Ohm and Frank Church at Smith Creek Trailhead
We hiked the last mile plus to the lodge together and at 10 am we walked through the Big Creek Lodge gates. Eight miles in less than four hours or 2 miles an hour. Including some serious uphill climbing. That is what cheeseburger motivation will do I suppose.
Big Creek Ranger Station
Big Creek Lodge
The “Finish Line” on the Front Porch of the Big Creek Lodge
In short order we were able to purchase a hot shower, and then a cheeseburger and a cold beer. We had reservations for dinner that evening as well. We eventually wandered over to the campground, set up camp and sent an InReach message out to SP Aircraft that we had arrived and were hoping for a ride home the next day. There was some concern due to the amount of smoke in the area. We really could not see the end of the runway and the pilots must have 2 miles of visibility in order to legally fly.

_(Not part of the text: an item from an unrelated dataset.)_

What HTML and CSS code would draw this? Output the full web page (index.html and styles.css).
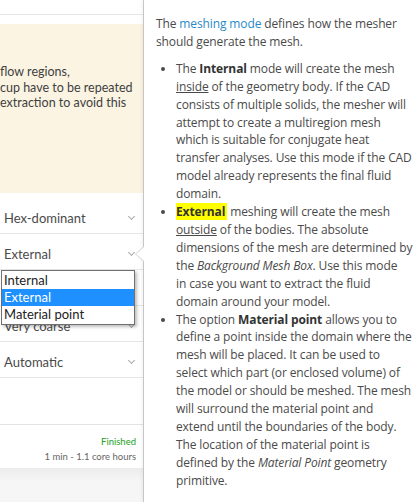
FILE: index.html
```html
<!DOCTYPE html>
<html>
<head>
<meta charset="utf-8">
<link rel="stylesheet" href="styles.css">
</head>
<body>
<div class="app">
  <aside class="left">
    <div class="topbar"></div>
    <div class="notice">
      <p>flow regions,</p>
      <p>cup have to be repeated</p>
      <p>extraction to avoid this</p>
    </div>
    <div class="rows">
      <div class="row"><span>Hex-dominant</span><i class="chev"></i></div>
      <div class="row"><span>External</span><i class="chev"></i></div>
      <div class="row"><span></span><i class="chev"></i></div>
      <div class="row"><span>Very coarse</span><i class="chev"></i></div>
      <div class="row"><span>Automatic</span><i class="chev"></i></div>
    </div>
    <div class="spacer"></div>
    <div class="status">
      <div class="finished">Finished</div>
      <div class="time">1 min - 1.1 core hours</div>
    </div>
    <div class="footer"></div>
    <ul class="dropdown">
      <li>Internal</li>
      <li class="sel">External</li>
      <li>Material point</li>
    </ul>
  </aside>
  <section class="help">
    <span class="arrow"></span>
    <p>The <a href="#">meshing mode</a> defines how the mesher<br>should generate the mesh.</p>
    <ul>
      <li>The <b>Internal</b> mode will create the mesh<br><u>inside</u> of the geometry body. If the CAD<br>consists of multiple solids, the mesher will<br>attempt to create a multiregion mesh<br>which is suitable for conjugate heat<br>transfer analyses. Use this mode if the CAD<br>model already represents the final fluid<br>domain.</li>
      <li><b class="hl">External</b> meshing will create the mesh<br><u>outside</u> of the bodies. The absolute<br>dimensions of the mesh are determined by<br>the <i>Background Mesh Box</i>. Use this mode<br>in case you want to extract the fluid<br>domain around your model.</li>
      <li>The option <b>Material point</b> allows you to<br>define a point inside the domain where the<br>mesh will be placed. It can be used to<br>select which part (or enclosed volume) of<br>the model or should be meshed. The mesh<br>will surround the material point and<br>extend until the boundaries of the body.<br>The location of the material point is<br>defined by the <i>Material Point</i> geometry<br>primitive.</li>
    </ul>
  </section>
</div>
</body>
</html>
```

FILE: styles.css
```css
* { box-sizing: border-box; }
html, body { margin: 0; padding: 0; }
body { width: 415px; height: 502px; overflow: hidden; background: #fff; }
.app { display: flex; height: 502px; }

.left {
  position: relative;
  width: 144px;
  flex: none;
  border-right: 1px solid #cfcfcf;
  display: flex;
  flex-direction: column;
  font-family: Lato, "Liberation Sans", sans-serif;
  color: #444;
}
.topbar { height: 15px; border-bottom: 1px solid #e6e6e6; flex: none; }
.notice {
  margin-top: 9px;
  height: 169px;
  background: #fbf4e3;
  padding-top: 40px;
  flex: none;
}
.notice p { margin: 0; font-size: 12.5px; line-height: 15.5px; color: #3f3f3f; white-space: nowrap; }

.rows { margin-top: 5px; flex: none; }
.row {
  height: 36px;
  border-bottom: 1px solid #e6e6e6;
  display: flex;
  align-items: center;
  justify-content: space-between;
  padding: 4px 9px 0 4px;
  font-size: 13px;
  color: #4a4a4a;
}
.chev {
  width: 5px; height: 5px;
  border-right: 1px solid #aaa;
  border-bottom: 1px solid #aaa;
  transform: rotate(45deg);
  margin-top: -3px;
}
.spacer { height: 47px; border-bottom: 1px solid #e3e3e3; flex: none; }
.status {
  height: 43px;
  padding: 10px 7px 0 0;
  text-align: right;
  flex: none;
}
.finished { font-size: 9.5px; color: #22a022; line-height: 14px; }
.time { font-size: 9.5px; color: #666; line-height: 16px; }
.footer { flex: 1; background: linear-gradient(#ececec, #f6f6f6 40%); }

.dropdown {
  position: absolute;
  left: 1px; top: 270px;
  width: 134px;
  margin: 0; padding: 1px 0;
  list-style: none;
  background: #fff;
  border: 1px solid #707070;
  box-shadow: 2px 2px 3px rgba(0,0,0,0.25);
  font-family: Lato, "Liberation Sans", sans-serif;
  font-size: 13px;
  color: #222;
  z-index: 5;
}
.dropdown li { height: 17px; line-height: 17px; padding-left: 2px; }
.dropdown li.sel { background: #1e90ff; color: #fff; }

.help {
  position: relative;
  flex: 1;
  min-width: 0;
  padding: 15px 0 0 12px;
  font-family: "Open Sans", sans-serif;
  font-size: 12px;
  letter-spacing: -0.12px;
  line-height: 17.9px;
  color: #4a4a4a;
  white-space: nowrap;
  box-shadow: -2px 0 4px rgba(0,0,0,0.06);
}
.help p { margin: 0 0 9px; }
.help a { color: #2b8ac6; text-decoration: none; }
.help ul { margin: 0; padding-left: 20px; }
.help b { color: #333; }
.help .hl { background: #ffff00; padding-right: 2px; }
.arrow {
  position: absolute;
  left: -9px; top: 246px;
  width: 0; height: 0;
  border-top: 8.5px solid transparent;
  border-bottom: 8.5px solid transparent;
  border-right: 9px solid #cfcfcf;
}
.arrow::after {
  content: "";
  position: absolute;
  left: 1px; top: -7.5px;
  border-top: 7.5px solid transparent;
  border-bottom: 7.5px solid transparent;
  border-right: 8px solid #fff;
}
```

But the following day it dawned clear and cool and as we were finishing up a delicious breakfast of bacon, eggs and hashbrowns our pilot walked in the door.
After another cup of coffee and some small talk we walked out to the airstrip to stow our gear. We were going to fly out on a different aircraft today - a new one for me - a Cessna 210 Turbo. Our pilot William described it as a cadillac of an aircraft for what we were doing. It has retractable gear and no wing struts, so the view out the windows was exceptional.
“2 Delta Whiskey” on the Big Creek Airstrip
Our takeoff was uneventful - the 210 has plenty of power to spare. By 11 am we were back at the Jackson Jet Center at the Boise Airport. The flight back showed us that the smoke was pervasive throughout the state. In the eight short days we had been gone numerous wildfires had popped up all over the state, including a half-dozen in the wilderness area we were hiking through. As I write this there is a new fire, called the Club Fire, on a ridge just above the Club Med hike we took on Day 2. There’s another one below Coxey Hole on Big Creek called the Vinegar Fire. We met some hikers that were heading down to the airstrip there at Cabin Creek for a pickup. I wonder if they got out before the fire closed the strip down.
I’m very grateful to both Ms and Mr Ohm for including me on their ICT hike this summer. They are both seasoned hands and know this part of the “Frank” better than most. I always learn a lot when I hike with them and their company is always exceptional. And I always come away from these trips with more areas of the map I want to explore.